STATED PROBLEM
Nothing outside the lines from the one containing "Clone this screenshot" down to the one containing "const bars = [50, 66, 82, 98, 114]" belongs in the copy; print that span exactly, both ends included, with pictures removed.

(Entries with page source code)
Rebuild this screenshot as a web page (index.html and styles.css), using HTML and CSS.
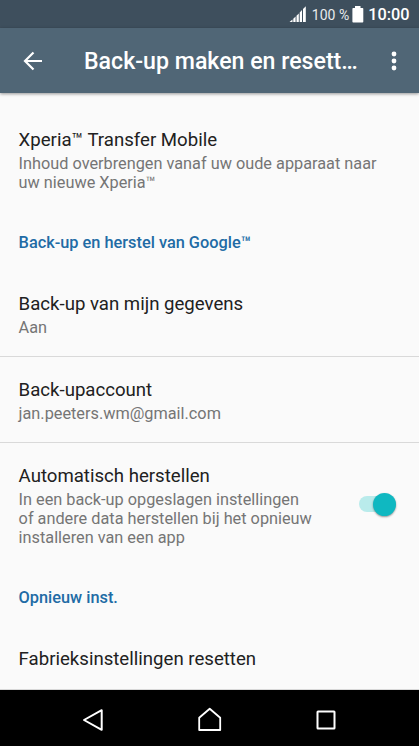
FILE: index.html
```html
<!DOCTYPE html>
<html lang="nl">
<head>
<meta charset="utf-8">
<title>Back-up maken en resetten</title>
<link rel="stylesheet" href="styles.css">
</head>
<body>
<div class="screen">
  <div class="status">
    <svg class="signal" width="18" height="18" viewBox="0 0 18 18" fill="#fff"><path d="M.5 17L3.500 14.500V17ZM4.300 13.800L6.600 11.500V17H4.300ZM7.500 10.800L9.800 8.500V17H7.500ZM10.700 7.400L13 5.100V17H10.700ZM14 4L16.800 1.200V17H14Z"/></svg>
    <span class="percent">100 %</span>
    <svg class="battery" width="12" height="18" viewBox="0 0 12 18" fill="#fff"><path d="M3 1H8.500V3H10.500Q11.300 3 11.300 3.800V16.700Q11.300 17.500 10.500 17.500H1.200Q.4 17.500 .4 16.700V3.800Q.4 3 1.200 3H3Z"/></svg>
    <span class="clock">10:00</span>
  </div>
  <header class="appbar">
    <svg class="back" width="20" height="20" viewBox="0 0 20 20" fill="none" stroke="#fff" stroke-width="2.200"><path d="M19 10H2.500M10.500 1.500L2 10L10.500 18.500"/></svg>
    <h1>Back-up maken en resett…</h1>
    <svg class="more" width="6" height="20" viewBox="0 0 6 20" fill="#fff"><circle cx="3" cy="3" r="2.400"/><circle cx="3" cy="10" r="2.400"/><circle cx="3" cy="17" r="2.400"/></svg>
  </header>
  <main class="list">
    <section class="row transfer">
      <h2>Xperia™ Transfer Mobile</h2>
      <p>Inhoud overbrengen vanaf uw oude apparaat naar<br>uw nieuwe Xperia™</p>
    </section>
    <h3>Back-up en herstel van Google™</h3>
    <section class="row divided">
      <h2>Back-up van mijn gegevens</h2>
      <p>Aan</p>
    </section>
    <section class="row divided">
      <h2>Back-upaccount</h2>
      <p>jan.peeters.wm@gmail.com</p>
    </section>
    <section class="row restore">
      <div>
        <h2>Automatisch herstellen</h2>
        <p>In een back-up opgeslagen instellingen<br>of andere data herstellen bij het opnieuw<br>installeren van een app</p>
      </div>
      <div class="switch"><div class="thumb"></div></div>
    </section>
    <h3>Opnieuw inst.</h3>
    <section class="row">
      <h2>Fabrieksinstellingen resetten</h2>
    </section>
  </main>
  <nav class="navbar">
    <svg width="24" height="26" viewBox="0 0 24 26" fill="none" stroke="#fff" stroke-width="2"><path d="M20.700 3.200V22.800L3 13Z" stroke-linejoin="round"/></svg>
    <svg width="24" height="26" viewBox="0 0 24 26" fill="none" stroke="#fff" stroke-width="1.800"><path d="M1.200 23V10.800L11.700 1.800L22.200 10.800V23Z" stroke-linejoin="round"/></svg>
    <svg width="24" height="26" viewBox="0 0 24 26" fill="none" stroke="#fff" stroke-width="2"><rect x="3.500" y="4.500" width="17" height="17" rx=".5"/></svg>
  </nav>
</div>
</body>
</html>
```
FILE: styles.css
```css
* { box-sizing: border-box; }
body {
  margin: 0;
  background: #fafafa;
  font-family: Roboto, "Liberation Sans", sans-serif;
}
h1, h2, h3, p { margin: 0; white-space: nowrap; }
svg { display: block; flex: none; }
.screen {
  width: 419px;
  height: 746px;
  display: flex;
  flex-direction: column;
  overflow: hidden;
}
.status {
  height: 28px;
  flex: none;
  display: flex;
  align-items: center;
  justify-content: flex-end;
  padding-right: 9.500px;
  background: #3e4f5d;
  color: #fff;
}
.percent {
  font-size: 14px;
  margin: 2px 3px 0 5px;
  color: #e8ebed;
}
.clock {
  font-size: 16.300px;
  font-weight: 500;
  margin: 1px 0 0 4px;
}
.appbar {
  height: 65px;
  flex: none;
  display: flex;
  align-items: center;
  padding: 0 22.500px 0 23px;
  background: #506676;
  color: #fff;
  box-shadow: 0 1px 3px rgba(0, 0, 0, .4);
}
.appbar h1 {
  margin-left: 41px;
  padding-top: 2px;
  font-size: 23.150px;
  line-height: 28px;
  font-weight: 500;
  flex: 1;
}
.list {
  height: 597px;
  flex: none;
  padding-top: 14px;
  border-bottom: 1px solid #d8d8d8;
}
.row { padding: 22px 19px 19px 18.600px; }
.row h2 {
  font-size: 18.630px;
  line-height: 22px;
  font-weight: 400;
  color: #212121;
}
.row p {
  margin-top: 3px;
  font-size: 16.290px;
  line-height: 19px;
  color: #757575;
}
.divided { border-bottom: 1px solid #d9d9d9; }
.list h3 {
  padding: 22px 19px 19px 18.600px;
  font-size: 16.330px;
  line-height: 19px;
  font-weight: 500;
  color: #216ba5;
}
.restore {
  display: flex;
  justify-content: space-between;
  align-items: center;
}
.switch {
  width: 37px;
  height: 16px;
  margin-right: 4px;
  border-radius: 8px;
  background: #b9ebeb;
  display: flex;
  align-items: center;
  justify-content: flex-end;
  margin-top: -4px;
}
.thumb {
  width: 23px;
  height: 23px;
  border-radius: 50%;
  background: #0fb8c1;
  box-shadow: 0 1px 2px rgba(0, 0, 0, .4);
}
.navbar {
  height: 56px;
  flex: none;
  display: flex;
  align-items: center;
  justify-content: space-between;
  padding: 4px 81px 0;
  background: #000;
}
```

---

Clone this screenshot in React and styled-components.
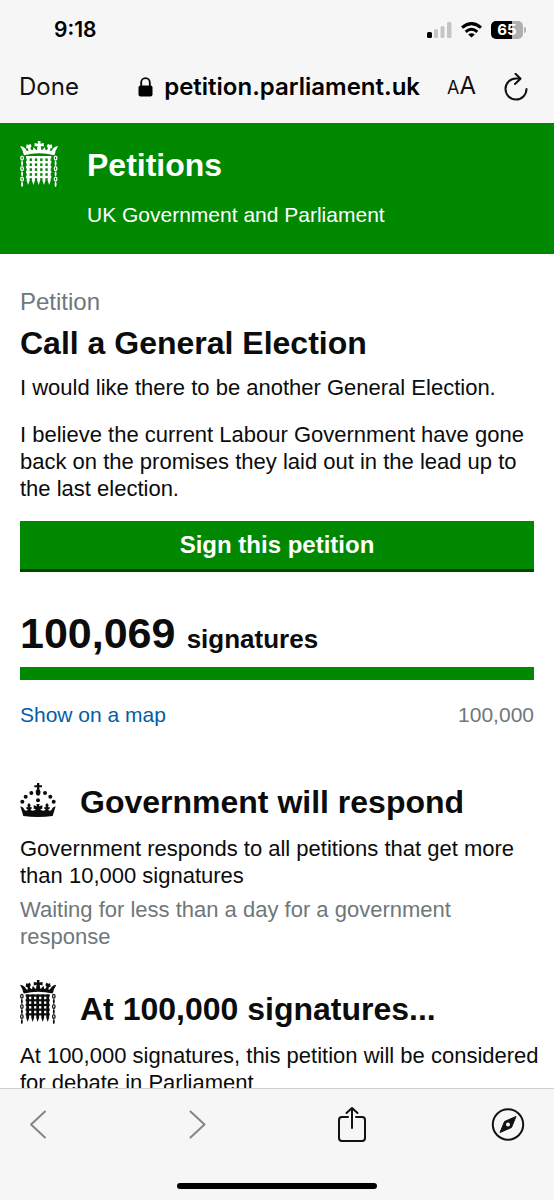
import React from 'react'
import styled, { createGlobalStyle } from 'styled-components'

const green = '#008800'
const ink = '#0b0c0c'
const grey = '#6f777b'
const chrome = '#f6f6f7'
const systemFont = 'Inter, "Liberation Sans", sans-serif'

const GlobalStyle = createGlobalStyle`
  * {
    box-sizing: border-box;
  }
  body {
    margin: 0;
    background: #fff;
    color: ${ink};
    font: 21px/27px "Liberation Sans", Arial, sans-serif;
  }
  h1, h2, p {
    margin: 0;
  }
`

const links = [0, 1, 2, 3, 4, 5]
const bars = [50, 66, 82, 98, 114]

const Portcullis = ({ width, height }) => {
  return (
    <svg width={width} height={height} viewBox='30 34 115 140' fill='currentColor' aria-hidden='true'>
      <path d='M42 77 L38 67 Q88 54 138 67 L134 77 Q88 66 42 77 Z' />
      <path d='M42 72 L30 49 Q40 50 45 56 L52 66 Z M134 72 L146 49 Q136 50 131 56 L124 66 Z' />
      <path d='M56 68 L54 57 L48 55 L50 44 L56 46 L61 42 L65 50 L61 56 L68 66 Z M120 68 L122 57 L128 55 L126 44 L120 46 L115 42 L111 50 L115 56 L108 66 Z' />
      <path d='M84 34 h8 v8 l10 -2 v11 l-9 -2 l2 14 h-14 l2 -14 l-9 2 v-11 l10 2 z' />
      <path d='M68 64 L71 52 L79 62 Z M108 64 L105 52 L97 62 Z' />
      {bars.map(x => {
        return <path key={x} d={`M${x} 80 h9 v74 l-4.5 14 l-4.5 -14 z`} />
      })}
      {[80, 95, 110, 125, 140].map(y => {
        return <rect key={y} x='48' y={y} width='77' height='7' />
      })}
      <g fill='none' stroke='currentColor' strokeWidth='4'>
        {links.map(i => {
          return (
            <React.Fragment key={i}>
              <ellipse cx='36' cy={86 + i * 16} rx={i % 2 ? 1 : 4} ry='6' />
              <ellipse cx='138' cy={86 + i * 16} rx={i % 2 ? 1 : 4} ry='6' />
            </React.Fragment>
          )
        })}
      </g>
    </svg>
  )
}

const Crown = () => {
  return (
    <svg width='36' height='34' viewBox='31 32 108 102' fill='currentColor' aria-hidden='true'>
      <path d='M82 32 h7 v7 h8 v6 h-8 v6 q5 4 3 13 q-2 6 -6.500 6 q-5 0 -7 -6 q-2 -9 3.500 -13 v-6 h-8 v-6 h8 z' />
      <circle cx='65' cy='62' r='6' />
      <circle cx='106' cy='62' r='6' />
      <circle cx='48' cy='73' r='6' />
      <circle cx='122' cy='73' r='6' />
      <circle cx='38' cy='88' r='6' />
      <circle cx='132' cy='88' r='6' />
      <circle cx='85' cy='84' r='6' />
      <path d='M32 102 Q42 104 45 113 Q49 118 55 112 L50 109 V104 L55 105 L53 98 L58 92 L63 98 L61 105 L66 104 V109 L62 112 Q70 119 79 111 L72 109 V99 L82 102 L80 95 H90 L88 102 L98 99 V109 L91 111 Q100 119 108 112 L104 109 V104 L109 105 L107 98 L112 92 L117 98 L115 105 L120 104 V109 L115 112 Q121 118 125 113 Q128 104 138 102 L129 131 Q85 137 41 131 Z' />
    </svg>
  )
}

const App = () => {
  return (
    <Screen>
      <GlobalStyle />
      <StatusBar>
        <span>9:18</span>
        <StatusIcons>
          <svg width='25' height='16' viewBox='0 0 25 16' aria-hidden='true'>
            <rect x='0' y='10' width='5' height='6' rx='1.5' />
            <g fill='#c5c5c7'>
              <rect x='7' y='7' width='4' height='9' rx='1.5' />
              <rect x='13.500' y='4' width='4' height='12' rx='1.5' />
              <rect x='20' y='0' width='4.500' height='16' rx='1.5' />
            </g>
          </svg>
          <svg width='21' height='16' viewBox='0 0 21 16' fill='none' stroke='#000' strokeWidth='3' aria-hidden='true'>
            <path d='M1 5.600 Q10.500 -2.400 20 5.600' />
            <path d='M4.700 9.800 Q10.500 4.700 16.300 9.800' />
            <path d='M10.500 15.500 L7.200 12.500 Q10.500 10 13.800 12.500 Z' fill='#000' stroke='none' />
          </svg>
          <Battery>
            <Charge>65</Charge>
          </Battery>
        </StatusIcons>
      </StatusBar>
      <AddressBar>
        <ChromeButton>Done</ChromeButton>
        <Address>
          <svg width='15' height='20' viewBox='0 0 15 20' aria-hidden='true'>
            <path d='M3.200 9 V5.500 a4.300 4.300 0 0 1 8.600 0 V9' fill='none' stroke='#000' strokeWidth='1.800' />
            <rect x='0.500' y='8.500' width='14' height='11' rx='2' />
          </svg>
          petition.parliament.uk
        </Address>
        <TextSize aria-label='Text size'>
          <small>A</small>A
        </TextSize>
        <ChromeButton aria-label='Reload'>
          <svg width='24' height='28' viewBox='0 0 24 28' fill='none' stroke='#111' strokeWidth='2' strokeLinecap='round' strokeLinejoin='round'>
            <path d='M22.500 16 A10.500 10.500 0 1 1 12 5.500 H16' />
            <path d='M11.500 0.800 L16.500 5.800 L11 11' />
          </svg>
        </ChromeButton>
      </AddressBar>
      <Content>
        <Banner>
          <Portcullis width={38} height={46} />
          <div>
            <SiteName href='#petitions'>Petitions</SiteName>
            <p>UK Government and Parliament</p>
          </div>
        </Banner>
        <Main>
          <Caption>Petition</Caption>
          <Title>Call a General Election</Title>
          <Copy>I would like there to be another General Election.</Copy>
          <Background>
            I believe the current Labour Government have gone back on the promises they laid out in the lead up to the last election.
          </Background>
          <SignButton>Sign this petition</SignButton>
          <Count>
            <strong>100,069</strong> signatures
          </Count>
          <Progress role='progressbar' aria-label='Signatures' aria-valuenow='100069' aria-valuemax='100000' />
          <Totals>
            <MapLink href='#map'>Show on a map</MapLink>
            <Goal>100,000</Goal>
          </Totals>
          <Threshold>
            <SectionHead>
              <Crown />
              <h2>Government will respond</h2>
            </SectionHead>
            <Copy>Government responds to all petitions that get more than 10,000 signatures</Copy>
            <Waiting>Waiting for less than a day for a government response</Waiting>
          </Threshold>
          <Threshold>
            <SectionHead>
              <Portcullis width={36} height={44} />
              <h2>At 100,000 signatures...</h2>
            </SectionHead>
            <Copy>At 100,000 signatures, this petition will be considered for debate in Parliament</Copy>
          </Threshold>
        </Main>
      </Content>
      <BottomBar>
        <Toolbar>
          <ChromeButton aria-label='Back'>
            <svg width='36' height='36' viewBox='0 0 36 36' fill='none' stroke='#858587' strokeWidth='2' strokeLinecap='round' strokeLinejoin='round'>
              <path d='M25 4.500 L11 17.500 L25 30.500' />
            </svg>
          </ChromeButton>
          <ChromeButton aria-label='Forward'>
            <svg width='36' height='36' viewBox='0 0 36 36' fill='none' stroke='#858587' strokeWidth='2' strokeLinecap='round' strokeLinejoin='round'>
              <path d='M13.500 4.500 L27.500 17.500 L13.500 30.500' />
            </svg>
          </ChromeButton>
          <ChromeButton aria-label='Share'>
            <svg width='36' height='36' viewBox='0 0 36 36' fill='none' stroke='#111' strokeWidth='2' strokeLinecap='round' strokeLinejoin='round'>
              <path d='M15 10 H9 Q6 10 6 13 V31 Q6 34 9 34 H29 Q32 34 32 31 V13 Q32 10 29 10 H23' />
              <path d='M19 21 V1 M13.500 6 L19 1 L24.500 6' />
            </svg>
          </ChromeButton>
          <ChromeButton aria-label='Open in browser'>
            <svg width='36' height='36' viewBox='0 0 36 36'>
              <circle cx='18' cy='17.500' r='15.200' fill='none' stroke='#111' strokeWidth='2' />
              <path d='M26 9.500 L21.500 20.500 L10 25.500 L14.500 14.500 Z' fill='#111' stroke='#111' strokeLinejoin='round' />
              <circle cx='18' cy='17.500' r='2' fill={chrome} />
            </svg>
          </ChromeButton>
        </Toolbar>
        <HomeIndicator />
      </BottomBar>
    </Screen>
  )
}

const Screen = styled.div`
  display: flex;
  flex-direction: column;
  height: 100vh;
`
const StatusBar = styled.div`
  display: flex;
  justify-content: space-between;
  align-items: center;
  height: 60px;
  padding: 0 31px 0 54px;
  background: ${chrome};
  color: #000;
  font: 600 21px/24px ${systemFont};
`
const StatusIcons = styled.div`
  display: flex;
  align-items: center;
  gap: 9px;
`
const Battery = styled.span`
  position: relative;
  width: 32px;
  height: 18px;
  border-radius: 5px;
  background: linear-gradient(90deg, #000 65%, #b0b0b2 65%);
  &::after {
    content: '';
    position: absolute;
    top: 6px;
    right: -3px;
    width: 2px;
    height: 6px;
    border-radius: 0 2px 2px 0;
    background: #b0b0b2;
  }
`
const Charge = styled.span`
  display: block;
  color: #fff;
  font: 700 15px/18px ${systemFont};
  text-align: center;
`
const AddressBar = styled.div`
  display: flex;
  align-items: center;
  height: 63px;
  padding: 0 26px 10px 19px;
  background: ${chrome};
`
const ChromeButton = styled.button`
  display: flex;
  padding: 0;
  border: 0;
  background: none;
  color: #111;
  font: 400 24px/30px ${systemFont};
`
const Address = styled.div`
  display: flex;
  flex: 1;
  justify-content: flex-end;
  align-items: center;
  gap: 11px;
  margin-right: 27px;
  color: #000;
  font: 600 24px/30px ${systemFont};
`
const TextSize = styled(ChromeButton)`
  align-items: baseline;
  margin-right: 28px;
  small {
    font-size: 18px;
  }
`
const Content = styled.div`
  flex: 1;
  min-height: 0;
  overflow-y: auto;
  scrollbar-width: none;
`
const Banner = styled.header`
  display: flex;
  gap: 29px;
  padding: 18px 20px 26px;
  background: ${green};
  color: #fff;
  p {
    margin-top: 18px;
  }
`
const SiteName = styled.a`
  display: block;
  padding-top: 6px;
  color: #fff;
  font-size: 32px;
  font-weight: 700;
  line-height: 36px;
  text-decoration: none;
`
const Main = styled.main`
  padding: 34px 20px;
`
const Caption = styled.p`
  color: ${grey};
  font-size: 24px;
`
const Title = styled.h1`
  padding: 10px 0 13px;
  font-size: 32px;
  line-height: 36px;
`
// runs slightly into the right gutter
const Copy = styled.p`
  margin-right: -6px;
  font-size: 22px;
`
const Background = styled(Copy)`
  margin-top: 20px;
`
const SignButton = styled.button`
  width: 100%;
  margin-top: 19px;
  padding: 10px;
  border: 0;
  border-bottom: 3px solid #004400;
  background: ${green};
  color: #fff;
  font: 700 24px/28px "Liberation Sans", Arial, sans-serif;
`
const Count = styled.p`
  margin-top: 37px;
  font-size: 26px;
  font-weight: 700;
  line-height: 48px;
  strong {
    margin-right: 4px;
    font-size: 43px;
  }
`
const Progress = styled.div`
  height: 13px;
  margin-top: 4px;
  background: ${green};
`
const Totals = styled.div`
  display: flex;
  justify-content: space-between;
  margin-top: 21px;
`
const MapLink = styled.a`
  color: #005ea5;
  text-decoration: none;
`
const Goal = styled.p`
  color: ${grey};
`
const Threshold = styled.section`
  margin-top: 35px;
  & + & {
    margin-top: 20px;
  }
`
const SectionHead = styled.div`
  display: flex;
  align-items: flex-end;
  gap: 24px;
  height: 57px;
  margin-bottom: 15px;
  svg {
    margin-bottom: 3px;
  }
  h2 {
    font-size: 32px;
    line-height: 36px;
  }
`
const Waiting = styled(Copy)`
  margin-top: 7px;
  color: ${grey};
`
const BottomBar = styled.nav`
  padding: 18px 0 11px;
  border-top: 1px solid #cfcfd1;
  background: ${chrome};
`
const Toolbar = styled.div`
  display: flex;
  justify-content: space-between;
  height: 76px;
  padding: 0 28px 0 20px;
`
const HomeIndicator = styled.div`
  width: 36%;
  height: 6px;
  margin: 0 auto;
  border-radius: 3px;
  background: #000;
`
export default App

EXPECTED OUTPUT
Clone this screenshot in React and styled-components.
import React from 'react'
import styled, { createGlobalStyle } from 'styled-components'

const green = '#008800'
const ink = '#0b0c0c'
const grey = '#6f777b'
const chrome = '#f6f6f7'
const systemFont = 'Inter, "Liberation Sans", sans-serif'

const GlobalStyle = createGlobalStyle`
  * {
    box-sizing: border-box;
  }
  body {
    margin: 0;
    background: #fff;
    color: ${ink};
    font: 21px/27px "Liberation Sans", Arial, sans-serif;
  }
  h1, h2, p {
    margin: 0;
  }
`

const links = [0, 1, 2, 3, 4, 5]
const bars = [50, 66, 82, 98, 114]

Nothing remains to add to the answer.